### Recorded information
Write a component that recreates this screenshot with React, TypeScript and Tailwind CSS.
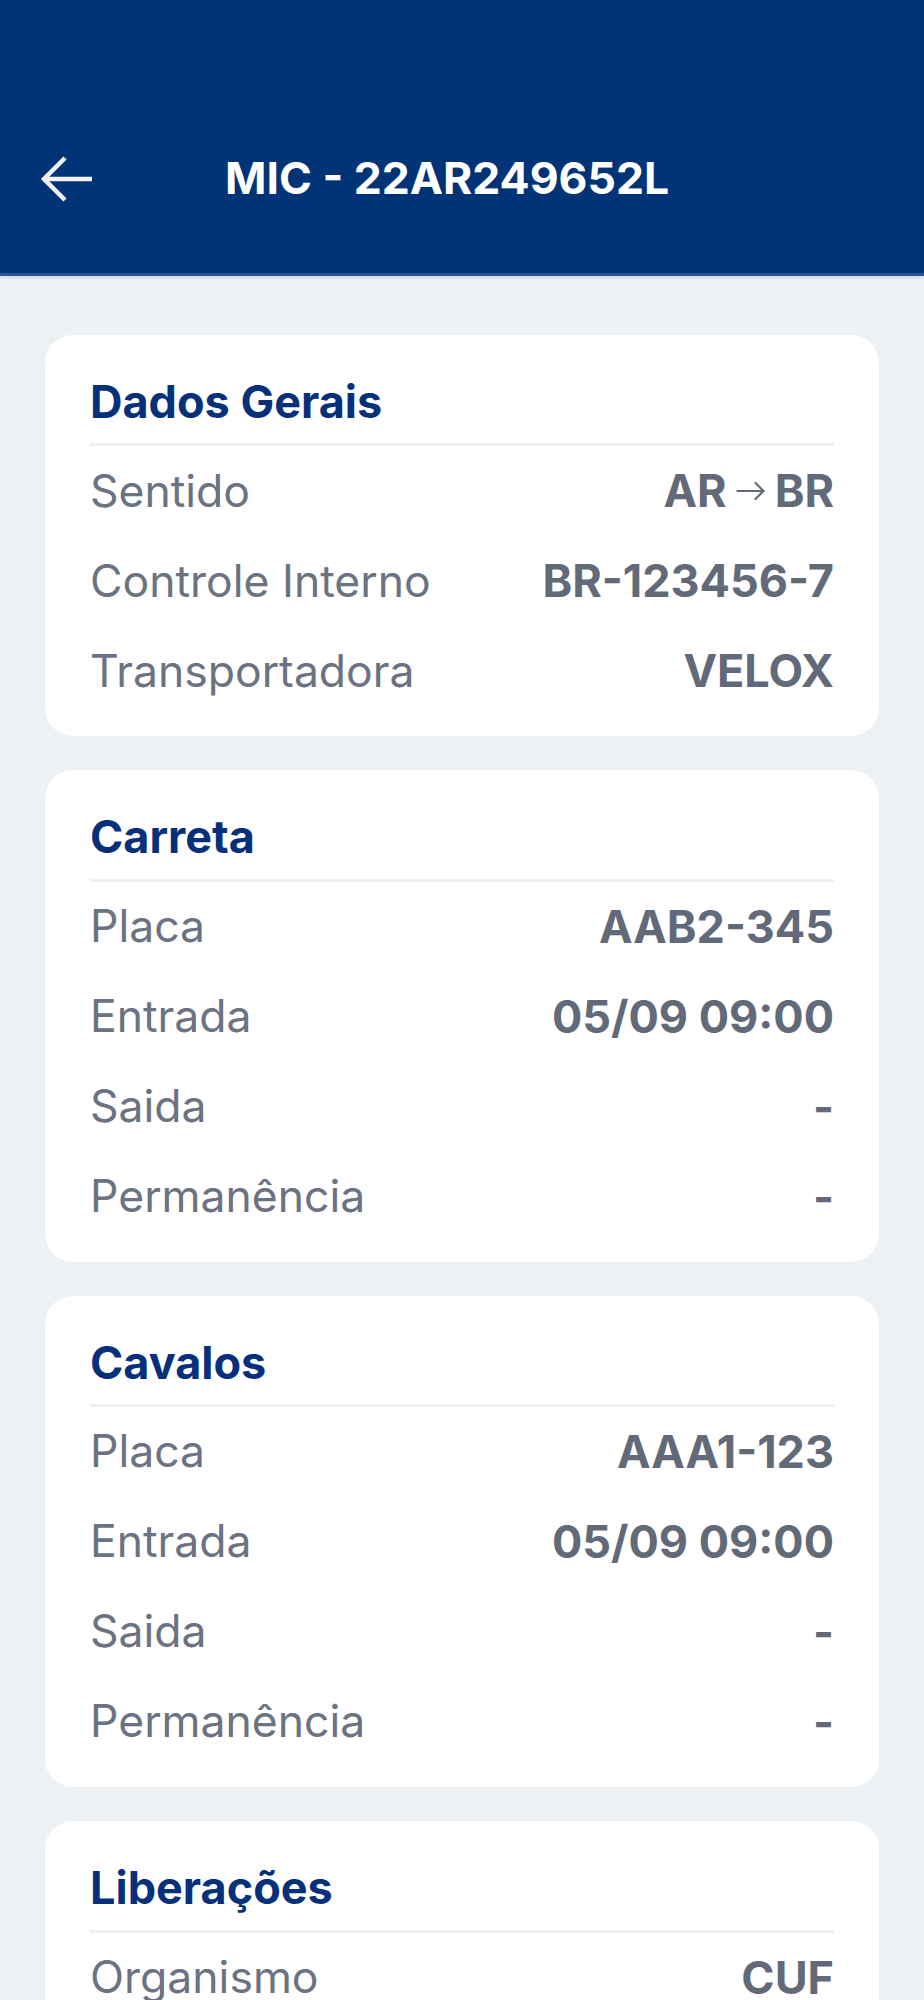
import React from "react";

type Row = { label: string; value: React.ReactNode };

const sections: { title: string; rows: Row[] }[] = [
  {
    title: "Dados Gerais",
    rows: [
      {
        label: "Sentido",
        value: (
          <span className="flex items-center gap-[9px]">
            AR
            <svg width="30" height="20" viewBox="0 0 30 20" fill="none" stroke="currentColor" strokeWidth="2.2" strokeLinecap="round" strokeLinejoin="round">
              <path d="M1.5 10h26" />
              <path d="M19.5 2l8 8-8 8" />
            </svg>
            BR
          </span>
        ),
      },
      { label: "Controle Interno", value: "BR-123456-7" },
      { label: "Transportadora", value: "VELOX" },
    ],
  },
  {
    title: "Carreta",
    rows: [
      { label: "Placa", value: "AAB2-345" },
      { label: "Entrada", value: "05/09 09:00" },
      { label: "Saida", value: "-" },
      { label: "Permanência", value: "-" },
    ],
  },
  {
    title: "Cavalos",
    rows: [
      { label: "Placa", value: "AAA1-123" },
      { label: "Entrada", value: "05/09 09:00" },
      { label: "Saida", value: "-" },
      { label: "Permanência", value: "-" },
    ],
  },
  {
    title: "Liberações",
    rows: [{ label: "Organismo", value: "CUF" }],
  },
];

function InfoCard({ title, rows }: { title: string; rows: Row[] }) {
  return (
    <div className="bg-white rounded-[28px] px-[45px] pt-[40px] pb-[20px]">
      <h2 className="text-[45px] font-bold text-[#06317a] leading-[1.21]">{title}</h2>
      <div className="h-[3px] bg-[#eef0f3] mt-[14px]" />
      {rows.map((row) => (
        <div key={row.label} className="flex items-center justify-between h-[90px]">
          <span className="text-[44.5px] text-[#6b7282] leading-[1.21]">{row.label}</span>
          <span className="text-[45px] font-bold text-[#626a7a] leading-[1.21]">{row.value}</span>
        </div>
      ))}
    </div>
  );
}

export default function App() {
  return (
    <div className="min-h-[2000px] bg-[#eef1f4]" style={{ fontFamily: "Inter, 'Noto Sans', sans-serif" }}>
      <header className="h-[276px] bg-[#003476] flex items-center pt-[85px] border-b-[3px] border-[#2b5591] shadow-[0_2px_3px_rgba(0,40,100,0.12)]">
        <button className="ml-[40px] w-[56px] h-[50px] flex items-center text-[#f2f2f2]">
          <svg width="54" height="48" viewBox="0 0 54 48" fill="none" stroke="currentColor" strokeWidth="4.5" strokeLinecap="butt" strokeLinejoin="miter">
            <path d="M52 24H5" />
            <path d="M25 3 4 24l21 21" />
          </svg>
        </button>
        <h1 className="ml-[129px] text-[44.5px] font-bold text-white leading-[1.21]">MIC - 22AR249652L</h1>
      </header>
      <main className="px-[45px] pt-[59px] pb-[40px] flex flex-col gap-[34px]">
        {sections.map((s) => (
          <InfoCard key={s.title} title={s.title} rows={s.rows} />
        ))}
      </main>
    </div>
  );
}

### Objective
Without including any pictures, reproduce the listing exactly.

### Reply
Write a component that recreates this screenshot with React, TypeScript and Tailwind CSS.
import React from "react";

type Row = { label: string; value: React.ReactNode };

const sections: { title: string; rows: Row[] }[] = [
  {
    title: "Dados Gerais",
    rows: [
      {
        label: "Sentido",
        value: (
          <span className="flex items-center gap-[9px]">
            AR
            <svg width="30" height="20" viewBox="0 0 30 20" fill="none" stroke="currentColor" strokeWidth="2.2" strokeLinecap="round" strokeLinejoin="round">
              <path d="M1.5 10h26" />
              <path d="M19.5 2l8 8-8 8" />
            </svg>
            BR
          </span>
        ),
      },
      { label: "Controle Interno", value: "BR-123456-7" },
      { label: "Transportadora", value: "VELOX" },
    ],
  },
  {
    title: "Carreta",
    rows: [
      { label: "Placa", value: "AAB2-345" },
      { label: "Entrada", value: "05/09 09:00" },
      { label: "Saida", value: "-" },
      { label: "Permanência", value: "-" },
    ],
  },
  {
    title: "Cavalos",
    rows: [
      { label: "Placa", value: "AAA1-123" },
      { label: "Entrada", value: "05/09 09:00" },
      { label: "Saida", value: "-" },
      { label: "Permanência", value: "-" },
    ],
  },
  {
    title: "Liberações",
    rows: [{ label: "Organismo", value: "CUF" }],
  },
];

function InfoCard({ title, rows }: { title: string; rows: Row[] }) {
  return (
    <div className="bg-white rounded-[28px] px-[45px] pt-[40px] pb-[20px]">
      <h2 className="text-[45px] font-bold text-[#06317a] leading-[1.21]">{title}</h2>
      <div className="h-[3px] bg-[#eef0f3] mt-[14px]" />
      {rows.map((row) => (
        <div key={row.label} className="flex items-center justify-between h-[90px]">
          <span className="text-[44.5px] text-[#6b7282] leading-[1.21]">{row.label}</span>
          <span className="text-[45px] font-bold text-[#626a7a] leading-[1.21]">{row.value}</span>
        </div>
      ))}
    </div>
  );
}

export default function App() {
  return (
    <div className="min-h-[2000px] bg-[#eef1f4]" style={{ fontFamily: "Inter, 'Noto Sans', sans-serif" }}>
      <header className="h-[276px] bg-[#003476] flex items-center pt-[85px] border-b-[3px] border-[#2b5591] shadow-[0_2px_3px_rgba(0,40,100,0.12)]">
        <button className="ml-[40px] w-[56px] h-[50px] flex items-center text-[#f2f2f2]">
          <svg width="54" height="48" viewBox="0 0 54 48" fill="none" stroke="currentColor" strokeWidth="4.5" strokeLinecap="butt" strokeLinejoin="miter">
            <path d="M52 24H5" />
            <path d="M25 3 4 24l21 21" />
          </svg>
        </button>
        <h1 className="ml-[129px] text-[44.5px] font-bold text-white leading-[1.21]">MIC - 22AR249652L</h1>
      </header>
      <main className="px-[45px] pt-[59px] pb-[40px] flex flex-col gap-[34px]">
        {sections.map((s) => (
          <InfoCard key={s.title} title={s.title} rows={s.rows} />
        ))}
      </main>
    </div>
  );
}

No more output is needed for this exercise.